**Direction**
Wherever the word "index" appears in the entries, copy the whole line.

**Material to process**
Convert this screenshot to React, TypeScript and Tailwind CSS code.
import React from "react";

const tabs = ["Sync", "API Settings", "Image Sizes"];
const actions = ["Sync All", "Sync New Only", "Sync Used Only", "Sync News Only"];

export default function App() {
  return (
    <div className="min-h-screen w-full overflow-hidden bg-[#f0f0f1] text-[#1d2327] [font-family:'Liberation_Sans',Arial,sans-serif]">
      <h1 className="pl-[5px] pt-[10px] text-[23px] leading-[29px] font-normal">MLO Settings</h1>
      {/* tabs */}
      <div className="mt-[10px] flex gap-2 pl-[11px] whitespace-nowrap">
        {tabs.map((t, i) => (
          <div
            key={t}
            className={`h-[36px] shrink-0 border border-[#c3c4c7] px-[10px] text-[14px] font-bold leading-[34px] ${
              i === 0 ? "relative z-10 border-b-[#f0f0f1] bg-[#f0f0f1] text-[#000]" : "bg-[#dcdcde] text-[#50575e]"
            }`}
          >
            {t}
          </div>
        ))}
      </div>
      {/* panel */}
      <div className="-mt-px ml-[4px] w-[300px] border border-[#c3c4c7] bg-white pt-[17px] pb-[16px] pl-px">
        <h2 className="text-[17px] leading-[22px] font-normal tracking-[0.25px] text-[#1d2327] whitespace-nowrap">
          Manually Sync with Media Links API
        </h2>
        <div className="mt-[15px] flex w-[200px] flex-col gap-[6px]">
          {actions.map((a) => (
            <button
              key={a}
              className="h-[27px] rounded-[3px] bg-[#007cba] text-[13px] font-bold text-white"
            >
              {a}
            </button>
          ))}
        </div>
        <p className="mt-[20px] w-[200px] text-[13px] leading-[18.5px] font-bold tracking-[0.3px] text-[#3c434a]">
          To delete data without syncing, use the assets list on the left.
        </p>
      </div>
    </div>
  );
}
---
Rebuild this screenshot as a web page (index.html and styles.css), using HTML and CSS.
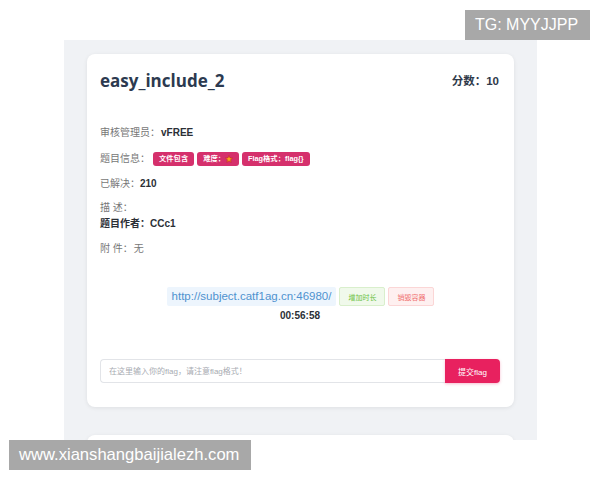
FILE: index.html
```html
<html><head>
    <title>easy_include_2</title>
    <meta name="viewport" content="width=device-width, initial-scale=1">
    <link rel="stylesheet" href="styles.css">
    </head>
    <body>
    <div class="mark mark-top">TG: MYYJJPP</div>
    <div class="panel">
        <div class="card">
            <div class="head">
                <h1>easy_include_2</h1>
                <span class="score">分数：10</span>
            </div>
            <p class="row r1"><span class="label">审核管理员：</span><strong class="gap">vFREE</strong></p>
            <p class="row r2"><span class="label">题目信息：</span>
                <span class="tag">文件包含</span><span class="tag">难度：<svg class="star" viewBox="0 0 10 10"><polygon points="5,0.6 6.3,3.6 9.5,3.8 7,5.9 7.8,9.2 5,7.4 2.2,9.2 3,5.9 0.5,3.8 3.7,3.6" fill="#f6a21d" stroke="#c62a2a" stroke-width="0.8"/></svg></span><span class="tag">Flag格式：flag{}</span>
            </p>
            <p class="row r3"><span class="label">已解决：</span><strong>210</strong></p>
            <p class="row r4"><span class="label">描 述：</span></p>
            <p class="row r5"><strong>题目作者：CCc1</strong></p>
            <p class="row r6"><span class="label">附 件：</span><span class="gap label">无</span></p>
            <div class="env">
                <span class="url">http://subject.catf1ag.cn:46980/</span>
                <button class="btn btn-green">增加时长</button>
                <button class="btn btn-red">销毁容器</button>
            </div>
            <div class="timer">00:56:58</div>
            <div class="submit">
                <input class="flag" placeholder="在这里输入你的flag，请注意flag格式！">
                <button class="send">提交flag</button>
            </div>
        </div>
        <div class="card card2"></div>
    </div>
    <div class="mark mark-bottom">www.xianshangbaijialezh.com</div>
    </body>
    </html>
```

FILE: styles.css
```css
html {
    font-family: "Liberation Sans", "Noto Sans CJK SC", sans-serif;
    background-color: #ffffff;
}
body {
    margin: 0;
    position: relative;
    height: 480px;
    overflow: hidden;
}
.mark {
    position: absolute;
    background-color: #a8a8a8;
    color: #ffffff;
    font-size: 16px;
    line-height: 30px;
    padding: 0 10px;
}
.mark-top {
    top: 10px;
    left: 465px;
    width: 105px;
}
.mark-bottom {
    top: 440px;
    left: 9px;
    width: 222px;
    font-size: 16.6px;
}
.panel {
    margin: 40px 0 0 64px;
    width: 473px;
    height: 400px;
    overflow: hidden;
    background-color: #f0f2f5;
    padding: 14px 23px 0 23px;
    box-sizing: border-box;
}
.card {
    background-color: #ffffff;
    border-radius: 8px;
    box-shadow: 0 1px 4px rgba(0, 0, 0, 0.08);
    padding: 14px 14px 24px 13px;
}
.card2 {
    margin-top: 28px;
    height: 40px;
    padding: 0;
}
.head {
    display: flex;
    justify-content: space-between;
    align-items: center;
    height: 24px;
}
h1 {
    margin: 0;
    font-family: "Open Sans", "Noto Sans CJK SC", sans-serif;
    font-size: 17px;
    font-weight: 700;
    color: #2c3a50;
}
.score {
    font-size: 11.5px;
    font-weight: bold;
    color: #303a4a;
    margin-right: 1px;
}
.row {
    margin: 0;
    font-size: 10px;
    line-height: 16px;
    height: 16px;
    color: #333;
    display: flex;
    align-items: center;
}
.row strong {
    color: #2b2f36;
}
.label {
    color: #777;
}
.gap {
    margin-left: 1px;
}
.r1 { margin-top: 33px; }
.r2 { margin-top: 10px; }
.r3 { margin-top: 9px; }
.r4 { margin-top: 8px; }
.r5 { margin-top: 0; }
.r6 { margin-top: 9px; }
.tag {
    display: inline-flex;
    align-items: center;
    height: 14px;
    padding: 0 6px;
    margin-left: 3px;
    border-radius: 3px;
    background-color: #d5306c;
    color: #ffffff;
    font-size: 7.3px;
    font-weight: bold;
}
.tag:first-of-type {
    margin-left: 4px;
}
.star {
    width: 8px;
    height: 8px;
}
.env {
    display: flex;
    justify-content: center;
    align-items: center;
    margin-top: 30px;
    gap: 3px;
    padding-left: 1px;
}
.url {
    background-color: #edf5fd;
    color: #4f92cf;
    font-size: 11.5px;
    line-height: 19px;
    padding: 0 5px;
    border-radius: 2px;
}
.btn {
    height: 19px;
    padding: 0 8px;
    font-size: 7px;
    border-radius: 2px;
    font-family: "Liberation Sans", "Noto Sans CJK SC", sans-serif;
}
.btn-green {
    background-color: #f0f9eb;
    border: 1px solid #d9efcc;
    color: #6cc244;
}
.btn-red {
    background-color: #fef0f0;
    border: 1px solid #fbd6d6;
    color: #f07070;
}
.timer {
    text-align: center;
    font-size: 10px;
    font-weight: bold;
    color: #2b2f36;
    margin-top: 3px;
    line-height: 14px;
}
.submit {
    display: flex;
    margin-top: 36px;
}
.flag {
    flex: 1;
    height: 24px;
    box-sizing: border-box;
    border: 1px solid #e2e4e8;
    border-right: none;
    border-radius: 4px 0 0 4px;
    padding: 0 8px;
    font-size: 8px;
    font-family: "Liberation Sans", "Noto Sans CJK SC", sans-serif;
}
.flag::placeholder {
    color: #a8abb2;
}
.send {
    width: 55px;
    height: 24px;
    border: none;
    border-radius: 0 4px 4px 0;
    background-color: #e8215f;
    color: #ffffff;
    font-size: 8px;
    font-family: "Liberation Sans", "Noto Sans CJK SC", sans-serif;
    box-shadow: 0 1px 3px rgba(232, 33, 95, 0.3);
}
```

**Result**
Rebuild this screenshot as a web page (index.html and styles.css), using HTML and CSS.
FILE: index.html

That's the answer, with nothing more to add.